The fact that a third party had obtained a lien on the interest of a devisee cannot change this rule of law. It is a general rule that a lien creditor has no greater rights in the property covered by the lien than the debtor himself had.
While not strictly pertinent, the case of State v. Huxley, 4 Harr. 343, has some application by analogy. There it was determined that an assignee of intestate lands in the orphans' court took all the title the intestate had at the time of his death paramount to any incumbrance created by any heir of the intestate.
Extended extracts from adjudicated cases in other jurisdictions can serve no useful purpose since no case has been found which is not in accord with the principles here adopted. 24 C. J. 182; Morse v. Hackensack Savings Bank, 47 N. J. Eq. 279, 20 Atl. 961, 12 L. R. A. 62; Ackerman v. Gorton, 67 N. Y. 63; Comrie v. Kleman, 162 App. Div. 510, 147 N. Y. Supp. 589; In re Fagan, 166 App. Div. 244, 151 N. Y. Supp. 701; Penn v. Mutual Cotton Oil Co., 106 Ga. 152, 32 S. E. 17; 2 Underhill on Wills, 1116.

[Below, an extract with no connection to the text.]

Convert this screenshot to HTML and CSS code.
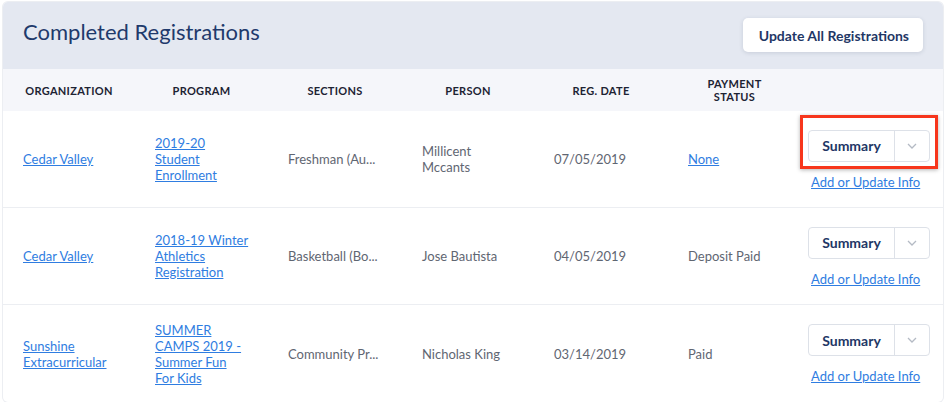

It is, of course, apparent in this case that no question is before us involving any right of the devisees by election or otherwise, to defeat the execution of the power of sale, nor are we now concerned with the further question as to whether the judgment created any equity in the fund arising from the sale by the executrices.
We are, therefore, of the opinion that the judgment recovered against Edward H. Brennan, Jr., one of the devisees of Edward H. Brennan, was not a lien paramount to the title acquired by Wilmington Trust Company by virtue of the deed of the executrices of Edward H. Brennan, Sr., said deed being made pursuant to the power of sale conferred in said will.
Judgment is, therefore, entered for the plaintiffs in the sum of $5,500 and costs of suit.